> **Task to carry out**
All of the data should be repeated exactly; pictures are not part of the copy.

> **Data shown**
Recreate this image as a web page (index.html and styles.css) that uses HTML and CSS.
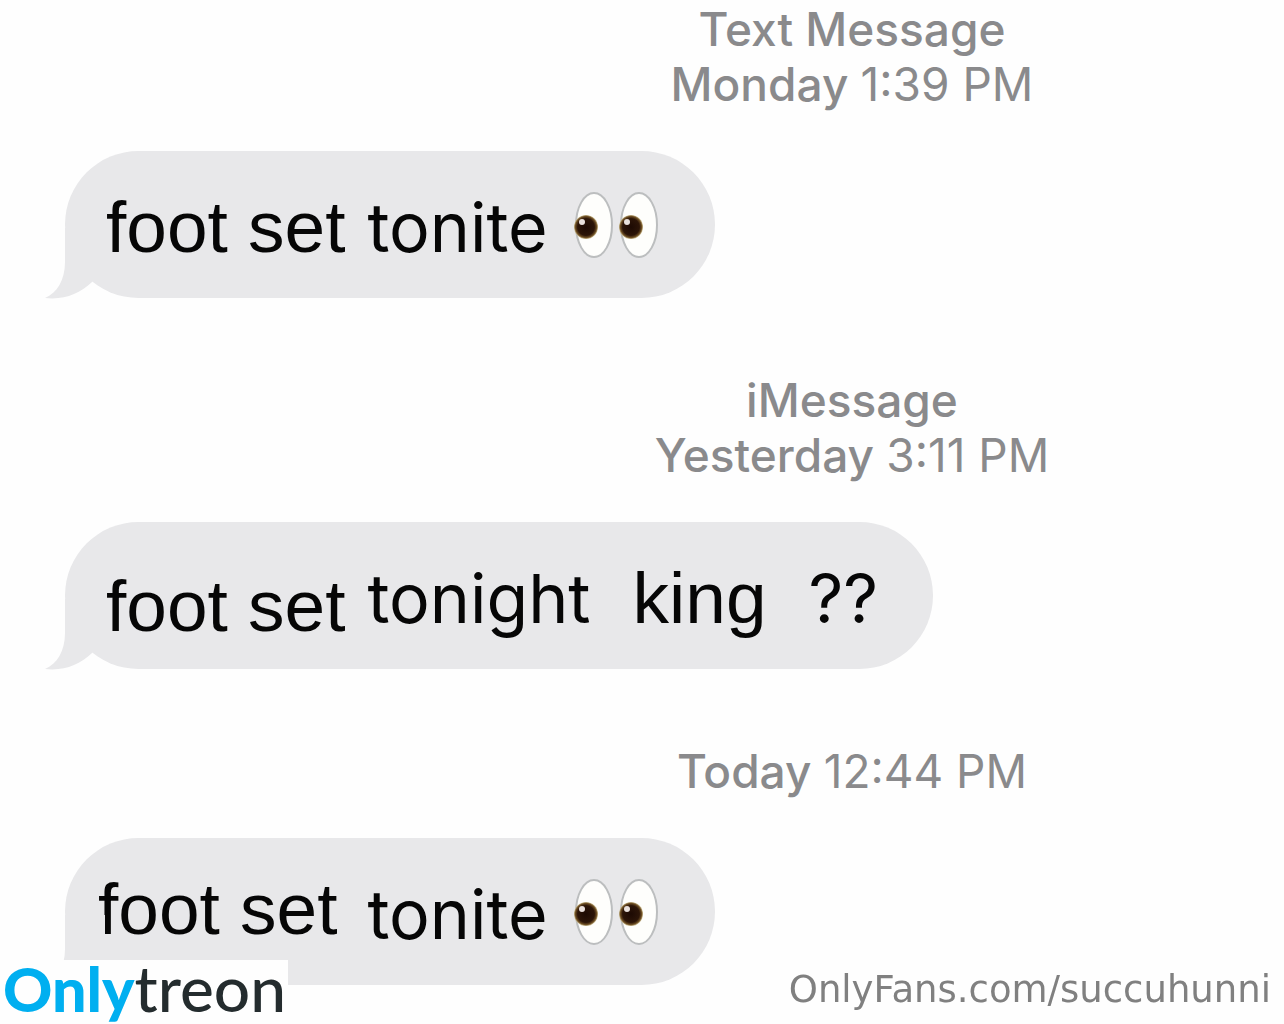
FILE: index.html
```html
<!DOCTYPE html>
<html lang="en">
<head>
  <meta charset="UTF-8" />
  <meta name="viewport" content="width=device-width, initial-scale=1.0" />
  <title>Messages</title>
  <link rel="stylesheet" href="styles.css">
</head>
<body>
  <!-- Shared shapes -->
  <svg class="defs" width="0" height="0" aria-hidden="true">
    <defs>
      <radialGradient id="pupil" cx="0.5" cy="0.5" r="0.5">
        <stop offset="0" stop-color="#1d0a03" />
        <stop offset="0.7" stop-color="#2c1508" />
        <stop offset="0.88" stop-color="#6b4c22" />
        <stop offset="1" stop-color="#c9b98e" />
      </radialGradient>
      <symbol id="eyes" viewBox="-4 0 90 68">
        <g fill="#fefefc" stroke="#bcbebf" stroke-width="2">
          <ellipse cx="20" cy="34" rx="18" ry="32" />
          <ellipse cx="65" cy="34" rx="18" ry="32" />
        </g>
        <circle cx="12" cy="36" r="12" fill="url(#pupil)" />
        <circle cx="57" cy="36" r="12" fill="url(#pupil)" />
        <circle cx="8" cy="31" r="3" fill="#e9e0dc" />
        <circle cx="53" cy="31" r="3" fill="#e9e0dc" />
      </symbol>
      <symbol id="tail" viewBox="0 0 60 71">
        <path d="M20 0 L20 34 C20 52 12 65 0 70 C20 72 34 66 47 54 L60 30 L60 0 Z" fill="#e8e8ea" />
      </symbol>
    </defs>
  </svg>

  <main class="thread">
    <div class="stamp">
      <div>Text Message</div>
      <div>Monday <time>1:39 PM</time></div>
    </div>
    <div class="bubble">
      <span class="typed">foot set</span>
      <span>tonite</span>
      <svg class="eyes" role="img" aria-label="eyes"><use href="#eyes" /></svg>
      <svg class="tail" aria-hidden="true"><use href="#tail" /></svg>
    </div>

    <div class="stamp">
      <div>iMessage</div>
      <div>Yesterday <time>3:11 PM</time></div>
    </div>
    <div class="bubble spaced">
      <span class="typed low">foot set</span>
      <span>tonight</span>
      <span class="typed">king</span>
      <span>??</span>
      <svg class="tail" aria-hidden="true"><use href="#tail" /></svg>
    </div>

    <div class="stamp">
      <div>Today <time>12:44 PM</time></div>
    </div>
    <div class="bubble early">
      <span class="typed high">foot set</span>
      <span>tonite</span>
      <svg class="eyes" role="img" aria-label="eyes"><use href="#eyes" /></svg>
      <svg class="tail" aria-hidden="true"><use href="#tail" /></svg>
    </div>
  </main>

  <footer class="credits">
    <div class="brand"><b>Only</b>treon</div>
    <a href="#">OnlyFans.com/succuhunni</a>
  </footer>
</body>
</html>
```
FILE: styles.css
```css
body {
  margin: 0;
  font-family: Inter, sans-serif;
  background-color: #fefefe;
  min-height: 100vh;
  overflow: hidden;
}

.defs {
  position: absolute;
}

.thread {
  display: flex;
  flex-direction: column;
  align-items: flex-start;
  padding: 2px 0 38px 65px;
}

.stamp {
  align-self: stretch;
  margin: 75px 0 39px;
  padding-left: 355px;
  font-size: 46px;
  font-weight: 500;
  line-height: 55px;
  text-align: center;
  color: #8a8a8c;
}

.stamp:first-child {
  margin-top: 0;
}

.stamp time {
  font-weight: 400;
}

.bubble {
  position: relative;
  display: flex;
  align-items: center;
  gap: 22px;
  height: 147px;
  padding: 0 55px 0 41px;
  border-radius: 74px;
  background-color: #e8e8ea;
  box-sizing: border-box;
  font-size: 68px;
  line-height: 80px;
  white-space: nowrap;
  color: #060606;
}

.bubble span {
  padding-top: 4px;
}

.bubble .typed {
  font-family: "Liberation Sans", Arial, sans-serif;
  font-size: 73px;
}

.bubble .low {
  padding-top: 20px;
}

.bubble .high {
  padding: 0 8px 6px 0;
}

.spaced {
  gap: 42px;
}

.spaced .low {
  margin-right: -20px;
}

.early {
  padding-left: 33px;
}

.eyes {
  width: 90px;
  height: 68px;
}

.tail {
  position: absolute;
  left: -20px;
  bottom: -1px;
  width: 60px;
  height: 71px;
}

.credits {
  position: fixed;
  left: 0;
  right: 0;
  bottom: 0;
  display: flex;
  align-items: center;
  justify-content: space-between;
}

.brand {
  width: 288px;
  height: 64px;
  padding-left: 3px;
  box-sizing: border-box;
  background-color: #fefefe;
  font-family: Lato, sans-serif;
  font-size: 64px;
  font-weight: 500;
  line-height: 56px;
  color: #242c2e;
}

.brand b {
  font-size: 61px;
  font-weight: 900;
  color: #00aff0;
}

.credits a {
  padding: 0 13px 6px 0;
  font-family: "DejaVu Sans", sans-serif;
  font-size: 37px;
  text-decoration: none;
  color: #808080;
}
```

> **Final answer**
Recreate this image as a web page (index.html and styles.css) that uses HTML and CSS.
FILE: index.html
```html
<!DOCTYPE html>
<html lang="en">
<head>
  <meta charset="UTF-8" />
  <meta name="viewport" content="width=device-width, initial-scale=1.0" />
  <title>Messages</title>
  <link rel="stylesheet" href="styles.css">
</head>
<body>
  <!-- Shared shapes -->
  <svg class="defs" width="0" height="0" aria-hidden="true">
    <defs>
      <radialGradient id="pupil" cx="0.5" cy="0.5" r="0.5">
        <stop offset="0" stop-color="#1d0a03" />
        <stop offset="0.7" stop-color="#2c1508" />
        <stop offset="0.88" stop-color="#6b4c22" />
        <stop offset="1" stop-color="#c9b98e" />
      </radialGradient>
      <symbol id="eyes" viewBox="-4 0 90 68">
        <g fill="#fefefc" stroke="#bcbebf" stroke-width="2">
          <ellipse cx="20" cy="34" rx="18" ry="32" />
          <ellipse cx="65" cy="34" rx="18" ry="32" />
        </g>
        <circle cx="12" cy="36" r="12" fill="url(#pupil)" />
        <circle cx="57" cy="36" r="12" fill="url(#pupil)" />
        <circle cx="8" cy="31" r="3" fill="#e9e0dc" />
        <circle cx="53" cy="31" r="3" fill="#e9e0dc" />
      </symbol>
      <symbol id="tail" viewBox="0 0 60 71">
        <path d="M20 0 L20 34 C20 52 12 65 0 70 C20 72 34 66 47 54 L60 30 L60 0 Z" fill="#e8e8ea" />
      </symbol>
    </defs>
  </svg>

  <main class="thread">
    <div class="stamp">
      <div>Text Message</div>
      <div>Monday <time>1:39 PM</time></div>
    </div>
    <div class="bubble">
      <span class="typed">foot set</span>
      <span>tonite</span>
      <svg class="eyes" role="img" aria-label="eyes"><use href="#eyes" /></svg>
      <svg class="tail" aria-hidden="true"><use href="#tail" /></svg>
    </div>

    <div class="stamp">
      <div>iMessage</div>
      <div>Yesterday <time>3:11 PM</time></div>
    </div>
    <div class="bubble spaced">
      <span class="typed low">foot set</span>
      <span>tonight</span>
      <span class="typed">king</span>
      <span>??</span>
      <svg class="tail" aria-hidden="true"><use href="#tail" /></svg>
    </div>

    <div class="stamp">
      <div>Today <time>12:44 PM</time></div>
    </div>
    <div class="bubble early">
      <span class="typed high">foot set</span>
      <span>tonite</span>
      <svg class="eyes" role="img" aria-label="eyes"><use href="#eyes" /></svg>
      <svg class="tail" aria-hidden="true"><use href="#tail" /></svg>
    </div>
  </main>

  <footer class="credits">
    <div class="brand"><b>Only</b>treon</div>
    <a href="#">OnlyFans.com/succuhunni</a>
  </footer>
</body>
</html>
```
FILE: styles.css
```css
body {
  margin: 0;
  font-family: Inter, sans-serif;
  background-color: #fefefe;
  min-height: 100vh;
  overflow: hidden;
}

.defs {
  position: absolute;
}

.thread {
  display: flex;
  flex-direction: column;
  align-items: flex-start;
  padding: 2px 0 38px 65px;
}

.stamp {
  align-self: stretch;
  margin: 75px 0 39px;
  padding-left: 355px;
  font-size: 46px;
  font-weight: 500;
  line-height: 55px;
  text-align: center;
  color: #8a8a8c;
}

.stamp:first-child {
  margin-top: 0;
}

.stamp time {
  font-weight: 400;
}

.bubble {
  position: relative;
  display: flex;
  align-items: center;
  gap: 22px;
  height: 147px;
  padding: 0 55px 0 41px;
  border-radius: 74px;
  background-color: #e8e8ea;
  box-sizing: border-box;
  font-size: 68px;
  line-height: 80px;
  white-space: nowrap;
  color: #060606;
}

.bubble span {
  padding-top: 4px;
}

.bubble .typed {
  font-family: "Liberation Sans", Arial, sans-serif;
  font-size: 73px;
}

.bubble .low {
  padding-top: 20px;
}

.bubble .high {
  padding: 0 8px 6px 0;
}

.spaced {
  gap: 42px;
}

.spaced .low {
  margin-right: -20px;
}

.early {
  padding-left: 33px;
}

.eyes {
  width: 90px;
  height: 68px;
}

.tail {
  position: absolute;
  left: -20px;
  bottom: -1px;
  width: 60px;
  height: 71px;
}

.credits {
  position: fixed;
  left: 0;
  right: 0;
  bottom: 0;
  display: flex;
  align-items: center;
  justify-content: space-between;
}

.brand {
  width: 288px;
  height: 64px;
  padding-left: 3px;
  box-sizing: border-box;
  background-color: #fefefe;
  font-family: Lato, sans-serif;
  font-size: 64px;
  font-weight: 500;
  line-height: 56px;
  color: #242c2e;
}

.brand b {
  font-size: 61px;
  font-weight: 900;
  color: #00aff0;
}

.credits a {
  padding: 0 13px 6px 0;
  font-family: "DejaVu Sans", sans-serif;
  font-size: 37px;
  text-decoration: none;
  color: #808080;
}
```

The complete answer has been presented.